Americans born in the years following World War II—the so-called Baby Boomers—had grown up amid an American consumer culture more dominated by chain retailers, national brands, and advertising than ever before. By the mid-1960s, television—what one historian has called the “first exclusively commercial medium in history”—made its way into 94 percent of American households and urgently beckoned young viewers to consume. From 1950 to 1970, businesses’ total expenditures on advertising in the United States nearly tripled. Especially for those who grew up in the suburbs, the dominant form of public space was the corporate shopping center, which had replaced the public square as the center of life beyond the city limits. In the quarter century following World War II, chains came to dominate American retail as their share increased sharply from about half to nearly three-quarters of all of general merchandising sales. With the help of a powerful new communications medium and the growth of chains, “big business” became much bigger in the postwar years.
Government, labor, economists, and industry appeared to reach a consensus that bigger businesses produced better products, sold them more effectively than smaller firms, and provided more benefits to consumers than small companies could. Meanwhile, the idea that a mass marketplace could produce shared abundance and reduce social inequalities—what Lizabeth Cohen has called the “Consumers’ Republic”—held incredible sway for millions of American adults.

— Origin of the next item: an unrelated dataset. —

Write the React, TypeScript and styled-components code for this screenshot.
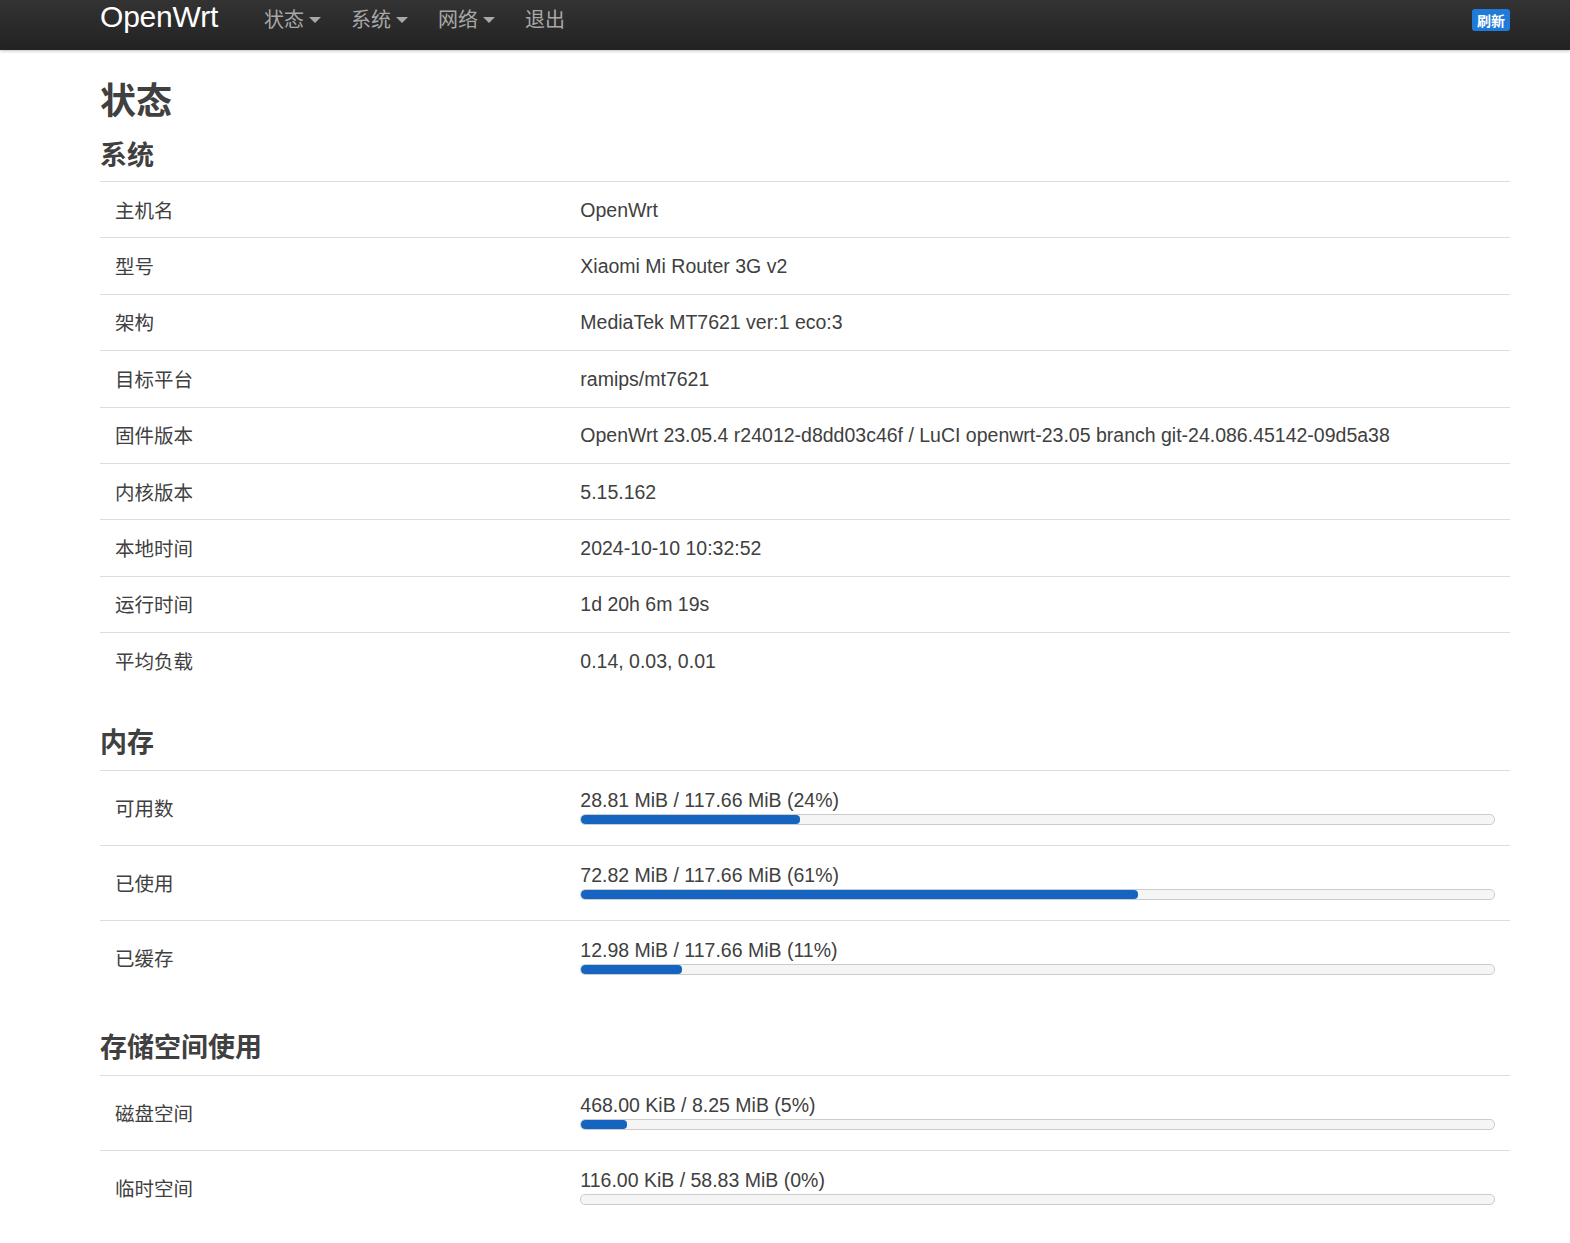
import React from "react";
import styled, { createGlobalStyle } from "styled-components";

const Global = createGlobalStyle`
  html, body { margin: 0; padding: 0; background: #fff; }
  body {
    font-family: "Liberation Sans", "Noto Sans CJK SC", Arial, sans-serif;
    color: #404040;
  }
`;

const Header = styled.header`
  height: 50px;
  background: linear-gradient(to bottom, #333 0%, #222 100%);
  box-shadow: 0 1px 3px rgba(0, 0, 0, 0.25);
`;

const HeaderInner = styled.div`
  width: 1410px;
  margin-left: 100px;
  height: 100%;
  display: flex;
  align-items: flex-start;
`;

const Brand = styled.a`
  font-family: "Liberation Sans", Arial, sans-serif;
  font-size: 30px;
  line-height: 34px;
  color: #fff;
  text-decoration: none;
  margin-right: 31px;
  letter-spacing: -0.2px;
`;

const Nav = styled.nav`
  display: flex;
  align-items: center;
  height: 38px;
  flex: 1;
`;

const NavItem = styled.a`
  display: flex;
  align-items: center;
  gap: 5px;
  padding: 0 15px;
  font-size: 20px;
  color: #a8a8a8;
  text-decoration: none;
  font-family: "Noto Sans CJK SC", sans-serif;
  line-height: 38px;
`;

const Caret = styled.span`
  width: 0;
  height: 0;
  border-left: 6px solid transparent;
  border-right: 6px solid transparent;
  border-top: 6px solid #a8a8a8;
  margin-top: 2px;
`;

const RefreshButton = styled.span`
  margin-top: 9px;
  background: #1f7ad8;
  color: #fff;
  font-weight: bold;
  font-size: 14px;
  line-height: 22px;
  height: 22px;
  padding: 0 5px;
  border-radius: 3px;
  font-family: "Noto Sans CJK SC", sans-serif;
`;

const Main = styled.main`
  width: 1410px;
  margin-left: 100px;
`;

const PageTitle = styled.h2`
  margin: 28px 0 0;
  font-size: 36px;
  line-height: 40px;
  font-weight: bold;
  font-family: "Noto Sans CJK SC", sans-serif;
  color: #404040;
`;

const SectionTitle = styled.h3<{ $top: number; $bottom: number }>`
  margin: ${(p) => p.$top}px 0 ${(p) => p.$bottom}px;
  font-size: 27px;
  line-height: 30px;
  font-weight: bold;
  font-family: "Noto Sans CJK SC", sans-serif;
  color: #404040;
`;

const Table = styled.div`
  display: flex;
  flex-direction: column;
`;

const Row = styled.div`
  display: grid;
  grid-template-columns: 33% 1fr;
  border-top: 1px solid #ddd;
  align-items: center;
`;

const LabelCell = styled.div`
  padding: 0 15px;
  font-size: 19.5px;
  line-height: 28px;
  font-family: "Noto Sans CJK SC", sans-serif;
  color: #404040;
`;

const ValueCell = styled.div<{ $progress?: boolean }>`
  padding: ${(p) => (p.$progress ? "15px 15px 20px" : "13.7px 15px")};
  font-size: 19.5px;
  line-height: 28px;
  color: #404040;
`;

const BarTrack = styled.div`
  height: 9px;
  border: 1px solid #ccc;
  border-radius: 5px;
  background: #f5f5f5;
  overflow: hidden;
`;

const BarFill = styled.div`
  height: 100%;
  background: #1565c0;
  border-radius: 4px;
`;

const systemRows: [string, string][] = [
  ["主机名", "OpenWrt"],
  ["型号", "Xiaomi Mi Router 3G v2"],
  ["架构", "MediaTek MT7621 ver:1 eco:3"],
  ["目标平台", "ramips/mt7621"],
  ["固件版本", "OpenWrt 23.05.4 r24012-d8dd03c46f / LuCI openwrt-23.05 branch git-24.086.45142-09d5a38"],
  ["内核版本", "5.15.162"],
  ["本地时间", "2024-10-10 10:32:52"],
  ["运行时间", "1d 20h 6m 19s"],
  ["平均负载", "0.14, 0.03, 0.01"],
];

const memoryRows: [string, string, number][] = [
  ["可用数", "28.81 MiB / 117.66 MiB (24%)", 24],
  ["已使用", "72.82 MiB / 117.66 MiB (61%)", 61],
  ["已缓存", "12.98 MiB / 117.66 MiB (11%)", 11],
];

const storageRows: [string, string, number][] = [
  ["磁盘空间", "468.00 KiB / 8.25 MiB (5%)", 5],
  ["临时空间", "116.00 KiB / 58.83 MiB (0%)", 0],
];

function ProgressTable({ rows }: { rows: [string, string, number][] }) {
  return (
    <Table>
      {rows.map(([label, text, pct]) => (
        <Row key={label}>
          <LabelCell>{label}</LabelCell>
          <ValueCell $progress>
            <div>{text}</div>
            <BarTrack>
              <BarFill style={{ width: `${pct}%` }} />
            </BarTrack>
          </ValueCell>
        </Row>
      ))}
    </Table>
  );
}

export default function App() {
  return (
    <>
      <Global />
      <Header>
        <HeaderInner>
          <Brand href="#">OpenWrt</Brand>
          <Nav>
            <NavItem href="#">状态<Caret /></NavItem>
            <NavItem href="#">系统<Caret /></NavItem>
            <NavItem href="#">网络<Caret /></NavItem>
            <NavItem href="#">退出</NavItem>
          </Nav>
          <RefreshButton>刷新</RefreshButton>
        </HeaderInner>
      </Header>
      <Main>
        <PageTitle>状态</PageTitle>
        <SectionTitle $top={21} $bottom={12}>系统</SectionTitle>
        <Table>
          {systemRows.map(([label, value]) => (
            <Row key={label}>
              <LabelCell>{label}</LabelCell>
              <ValueCell>{value}</ValueCell>
            </Row>
          ))}
        </Table>
        <SectionTitle $top={38} $bottom={14}>内存</SectionTitle>
        <ProgressTable rows={memoryRows} />
        <SectionTitle $top={36} $bottom={14}>存储空间使用</SectionTitle>
        <ProgressTable rows={storageRows} />
      </Main>
    </>
  );
}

Yet at almost the exact moment that tremendous postwar prosperity was reaching unprecedented numbers of Americans, some critics began to question the impact of this culture of abundance on the country’s stated values of freedom, democracy, and equality. In the second half of the 1950s, best-selling liberal writers such as Sloan Wilson, William Whyte, and Vance Packard depicted American business and consumer culture as unfulfilling, conformist, and manipulative. Leftist writers—careful readers of Karl Marx, if not necessarily Marxists—took these criticisms even further. They condemned modern American businesses and consumer culture for fueling a form of psychological estrangement much deeper than simple dissatisfaction. They called this condition “alienation,” a term they borrowed from Marx. Alienation, Marx argued, was a profound form of spiritual discontent and dehumanization that workers experienced in their lives as they sought to comply with the dictates of industrial work, class hierarchy, and capitalist bureaucracy.